Looking outside Belfast, the orchestra has expanded substantially its concert programming in towns and villages across the region. Apart from the work to develop its presence in the North-west, concerts around the region improve the orchestra’s popular appeal as well as its networks and reach.

The orchestra is performing at the London Proms in August 2019, it has previously appeared in concert at the National Concert Hall in Dublin, and plans are in hand to arrange a return concert in Amsterdam’s Concertgebouw.

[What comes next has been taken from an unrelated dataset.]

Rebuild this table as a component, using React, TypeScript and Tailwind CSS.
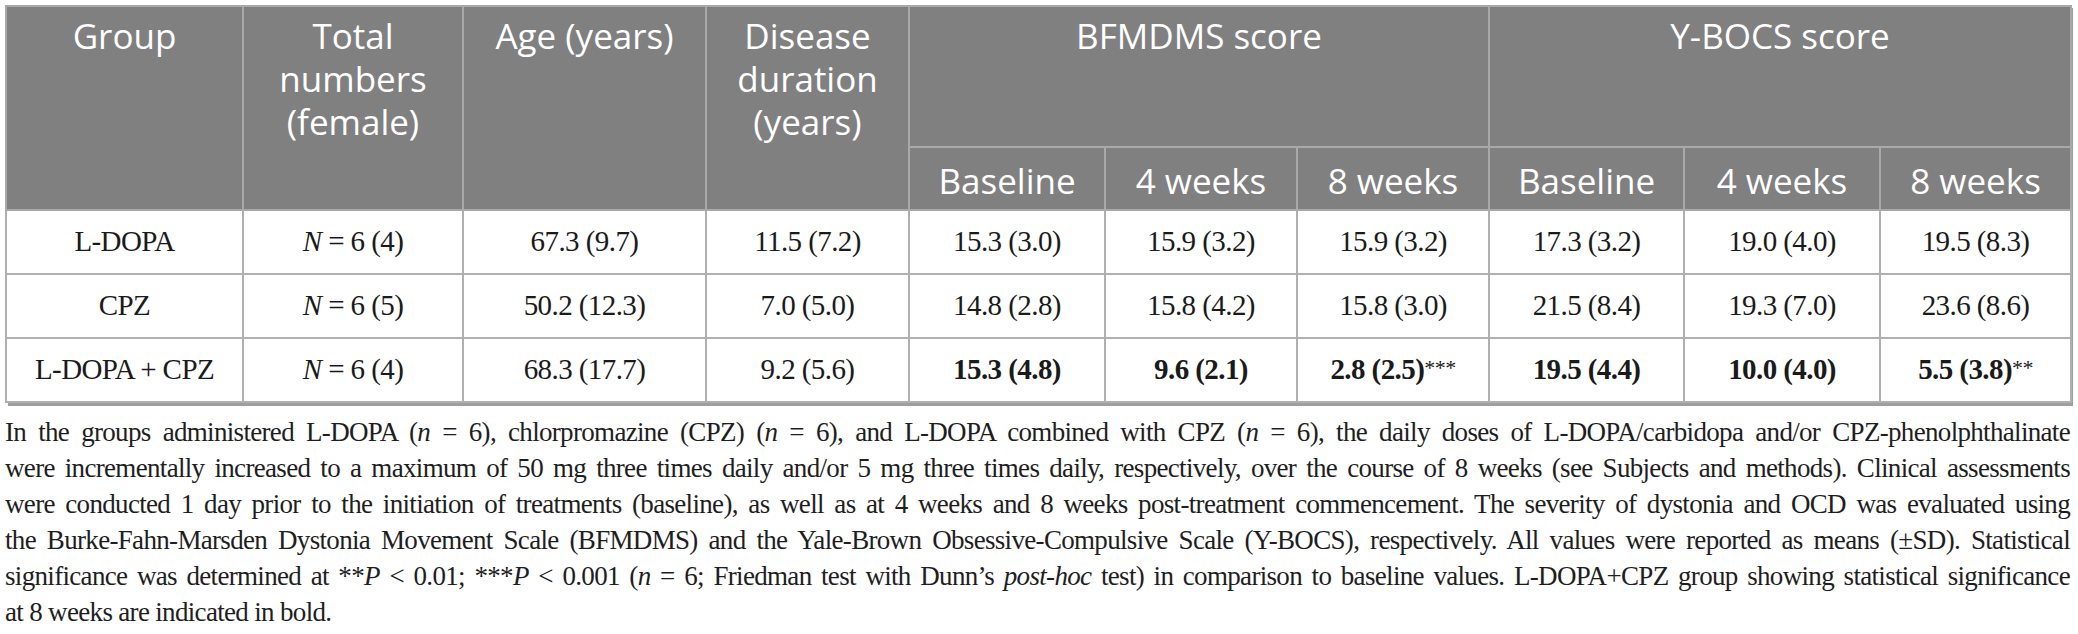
import React from "react";

const headSans = { fontFamily: '"Open Sans", "Noto Sans", sans-serif' };
const serif = { fontFamily: '"Liberation Serif", "Times New Roman", serif' };

type Cell = { v: string; bold?: boolean; star?: string };

const rows: { group: string; n: string; age: string; dur: string; vals: Cell[] }[] = [
  {
    group: "L-DOPA",
    n: "6 (4)",
    age: "67.3 (9.7)",
    dur: "11.5 (7.2)",
    vals: [
      { v: "15.3 (3.0)" },
      { v: "15.9 (3.2)" },
      { v: "15.9 (3.2)" },
      { v: "17.3 (3.2)" },
      { v: "19.0 (4.0)" },
      { v: "19.5 (8.3)" },
    ],
  },
  {
    group: "CPZ",
    n: "6 (5)",
    age: "50.2 (12.3)",
    dur: "7.0 (5.0)",
    vals: [
      { v: "14.8 (2.8)" },
      { v: "15.8 (4.2)" },
      { v: "15.8 (3.0)" },
      { v: "21.5 (8.4)" },
      { v: "19.3 (7.0)" },
      { v: "23.6 (8.6)" },
    ],
  },
  {
    group: "L-DOPA + CPZ",
    n: "6 (4)",
    age: "68.3 (17.7)",
    dur: "9.2 (5.6)",
    vals: [
      { v: "15.3 (4.8)", bold: true },
      { v: "9.6 (2.1)", bold: true },
      { v: "2.8 (2.5)", bold: true, star: "***" },
      { v: "19.5 (4.4)", bold: true },
      { v: "10.0 (4.0)", bold: true },
      { v: "5.5 (3.8)", bold: true, star: "**" },
    ],
  },
];

const th =
  "border-2 border-[#a9a9a9] text-white font-normal text-center align-top leading-[43px] pt-[7px] px-2";
const th2 =
  "border-2 border-[#a9a9a9] text-white font-normal text-center align-middle leading-[43px] pt-[3px] px-2";
const td =
  "border-2 border-[#b0b0b0] text-[#1a1a1a] text-center align-middle text-[29px] tracking-[-0.02em] px-2";

function Line({ children, last }: { children: React.ReactNode; last?: boolean }) {
  return (
    <div
      className={
        last
          ? "text-left leading-[36px]"
          : "text-justify [text-align-last:justify] leading-[36px]"
      }
    >
      {children}
    </div>
  );
}

export default function App() {
  return (
    <div className="w-[2078px] h-[634px] bg-white pl-[5px] pr-[8px] pt-[5px]">
      <div className="shadow-[3px_3px_0_0_#9e9e9e]">
        <table className="w-full table-fixed border-collapse border-2 border-[#c4c4c4]">
          <colgroup>
            <col className="w-[237px]" />
            <col className="w-[220px]" />
            <col className="w-[243px]" />
            <col className="w-[203px]" />
            <col className="w-[196px]" />
            <col className="w-[192px]" />
            <col className="w-[192px]" />
            <col className="w-[195px]" />
            <col className="w-[196px]" />
            <col className="w-[191px]" />
          </colgroup>
          <thead className="bg-[#808080] text-[35px]" style={headSans}>
            <tr className="h-[141px]">
              <th rowSpan={2} className={th}>Group</th>
              <th rowSpan={2} className={th}>
                Total
                <br />
                numbers
                <br />
                (female)
              </th>
              <th rowSpan={2} className={th}>Age (years)</th>
              <th rowSpan={2} className={th}>
                Disease
                <br />
                duration
                <br />
                (years)
              </th>
              <th colSpan={3} className={th}>BFMDMS score</th>
              <th colSpan={3} className={th}>Y-BOCS score</th>
            </tr>
            <tr className="h-[63px]">
              <th className={th2}>Baseline</th>
              <th className={th2}>4 weeks</th>
              <th className={th2}>8 weeks</th>
              <th className={th2}>Baseline</th>
              <th className={th2}>4 weeks</th>
              <th className={th2}>8 weeks</th>
            </tr>
          </thead>
          <tbody style={serif}>
            {rows.map((r) => (
              <tr key={r.group} className="h-[64px]">
                <td className={td}>{r.group}</td>
                <td className={td}>
                  <i>N</i> = {r.n}
                </td>
                <td className={td}>{r.age}</td>
                <td className={td}>{r.dur}</td>
                {r.vals.map((c, i) => (
                  <td key={i} className={td}>
                    <span className={c.bold ? "font-bold" : ""}>{c.v}</span>
                    {c.star && <span className="text-[22px] relative top-[-4px]">{c.star}</span>}
                  </td>
                ))}
              </tr>
            ))}
          </tbody>
        </table>
      </div>
      <div
        className="mt-[11px] w-[2065px] text-[27px] tracking-[-0.025em] text-[#1e1e1e]"
        style={serif}
      >
        <Line>
          In the groups administered L-DOPA (<i>n</i> = 6), chlorpromazine (CPZ) (<i>n</i> = 6), and L-DOPA
          combined with CPZ (<i>n</i> = 6), the daily doses of L-DOPA/carbidopa and/or CPZ-phenolphthalinate
        </Line>
        <Line>
          were incrementally increased to a maximum of 50 mg three times daily and/or 5 mg three times daily,
          respectively, over the course of 8 weeks (see Subjects and methods). Clinical assessments
        </Line>
        <Line>
          were conducted 1 day prior to the initiation of treatments (baseline), as well as at 4 weeks and 8 weeks
          post-treatment commencement. The severity of dystonia and OCD was evaluated using
        </Line>
        <Line>
          the Burke-Fahn-Marsden Dystonia Movement Scale (BFMDMS) and the Yale-Brown Obsessive-Compulsive Scale
          (Y-BOCS), respectively. All values were reported as means (±SD). Statistical
        </Line>
        <Line>
          significance was determined at **<i>P</i> &lt; 0.01; ***<i>P</i> &lt; 0.001 (<i>n</i> = 6; Friedman test
          with Dunn’s <i>post-hoc</i> test) in comparison to baseline values. L-DOPA+CPZ group showing statistical
          significance
        </Line>
        <Line last>at 8 weeks are indicated in bold.</Line>
      </div>
    </div>
  );
}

Against this background and track-record, the orchestra would appear to be a prime candidate for inclusion in the strategy’s UNESCO 2023 City of Music project.  Likewise and for the economic reasons noted above, the strategy’s aims to prioritise “the development of cultural tourism” and to “invest in our cultural and creative sectors” resonate with the mission of the Ulster Orchestra.

Partnership Working

The Ulster Orchestra operates in close co-operation with a long list of partners. These include funders (Arts Council, Belfast City Council, the BBC, sponsors and trusts, the public), other arts providers (exemplified above), the community and voluntary sector, a half dozen European orchestras in the EO2 Lab consortium, NI Screen, the Musicians Union, record labels and the audiences.  As instanced by the significant expansion of its educational and outreach work, by collaborative cross-genre projects, and by joint working with other arts bodies here, the UO provides ample case studies as proof of the necessity for partnership working.



I assume that Belfast City Council will now be considering the responses submitted.  In due course, a final strategy with details of projects, timetables and resources required can be expected.  This is an exciting space to be watched.